*EXERCISE REQUIREMENTS*
Set the listing down again exactly, please, apart from its pictures.

*PROVIDED DATA*
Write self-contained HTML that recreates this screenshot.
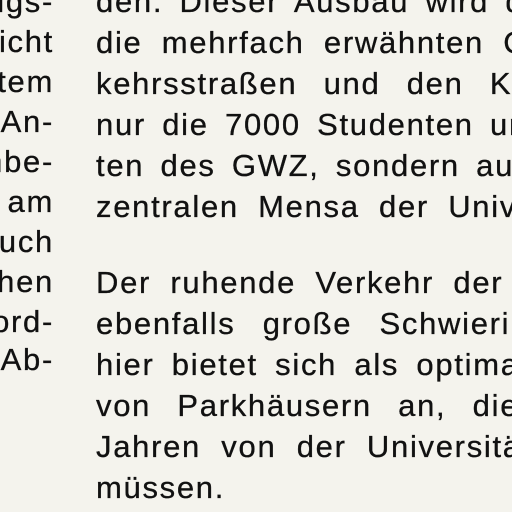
<!DOCTYPE html>
<html><head><meta charset="utf-8"><style>
html,body{margin:0;padding:0;width:512px;height:512px;overflow:hidden;background:#f4f3ed;}
.l,.r{position:absolute;white-space:nowrap;font-family:"Liberation Sans",sans-serif;font-size:31px;line-height:40px;color:#111;letter-spacing:1.7px;-webkit-text-stroke:0.3px #111;}
.l{right:458px;text-align:right;}
.r{left:96px;word-spacing:6px;}
</style></head><body>
<div class="l" style="top:-18px">igs-</div>
<div class="l" style="top:22px">icht</div>
<div class="l" style="top:62px">tem</div>
<div class="l" style="top:102px">An-</div>
<div class="l" style="top:142px">nbe-</div>
<div class="l" style="top:182px">am</div>
<div class="l" style="top:222px">uch</div>
<div class="l" style="top:262px">hen</div>
<div class="l" style="top:302px">ord-</div>
<div class="l" style="top:340px">Ab-</div>

<div class="r" style="top:-18px">den. Dieser Ausbau wird d</div>
<div class="r" style="top:23px;word-spacing:9px">die mehrfach erwähnten C</div>
<div class="r" style="top:64px;word-spacing:16px">kehrsstraßen und den K</div>
<div class="r" style="top:105px">nur die 7000 Studenten un</div>
<div class="r" style="top:146px">ten des GWZ, sondern auc</div>
<div class="r" style="top:187px;word-spacing:9px">zentralen Mensa der Univ</div>
<div class="r" style="top:263px;word-spacing:9px">Der ruhende Verkehr der</div>
<div class="r" style="top:304px;word-spacing:17px">ebenfalls große Schwieri</div>
<div class="r" style="top:345px;word-spacing:7px">hier bietet sich als optima</div>
<div class="r" style="top:386px;word-spacing:16px">von Parkhäusern an, die</div>
<div class="r" style="top:427px;word-spacing:10px">Jahren von der Universitä</div>
<div class="r" style="top:468px">müssen.</div>
</body></html>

*WRITTEN ANSWER*
Write self-contained HTML that recreates this screenshot.
<!DOCTYPE html>
<html><head><meta charset="utf-8"><style>
html,body{margin:0;padding:0;width:512px;height:512px;overflow:hidden;background:#f4f3ed;}
.l,.r{position:absolute;white-space:nowrap;font-family:"Liberation Sans",sans-serif;font-size:31px;line-height:40px;color:#111;letter-spacing:1.7px;-webkit-text-stroke:0.3px #111;}
.l{right:458px;text-align:right;}
.r{left:96px;word-spacing:6px;}
</style></head><body>
<div class="l" style="top:-18px">igs-</div>
<div class="l" style="top:22px">icht</div>
<div class="l" style="top:62px">tem</div>
<div class="l" style="top:102px">An-</div>
<div class="l" style="top:142px">nbe-</div>
<div class="l" style="top:182px">am</div>
<div class="l" style="top:222px">uch</div>
<div class="l" style="top:262px">hen</div>
<div class="l" style="top:302px">ord-</div>
<div class="l" style="top:340px">Ab-</div>

<div class="r" style="top:-18px">den. Dieser Ausbau wird d</div>
<div class="r" style="top:23px;word-spacing:9px">die mehrfach erwähnten C</div>
<div class="r" style="top:64px;word-spacing:16px">kehrsstraßen und den K</div>
<div class="r" style="top:105px">nur die 7000 Studenten un</div>
<div class="r" style="top:146px">ten des GWZ, sondern auc</div>
<div class="r" style="top:187px;word-spacing:9px">zentralen Mensa der Univ</div>
<div class="r" style="top:263px;word-spacing:9px">Der ruhende Verkehr der</div>
<div class="r" style="top:304px;word-spacing:17px">ebenfalls große Schwieri</div>
<div class="r" style="top:345px;word-spacing:7px">hier bietet sich als optima</div>
<div class="r" style="top:386px;word-spacing:16px">von Parkhäusern an, die</div>
<div class="r" style="top:427px;word-spacing:10px">Jahren von der Universitä</div>
<div class="r" style="top:468px">müssen.</div>
</body></html>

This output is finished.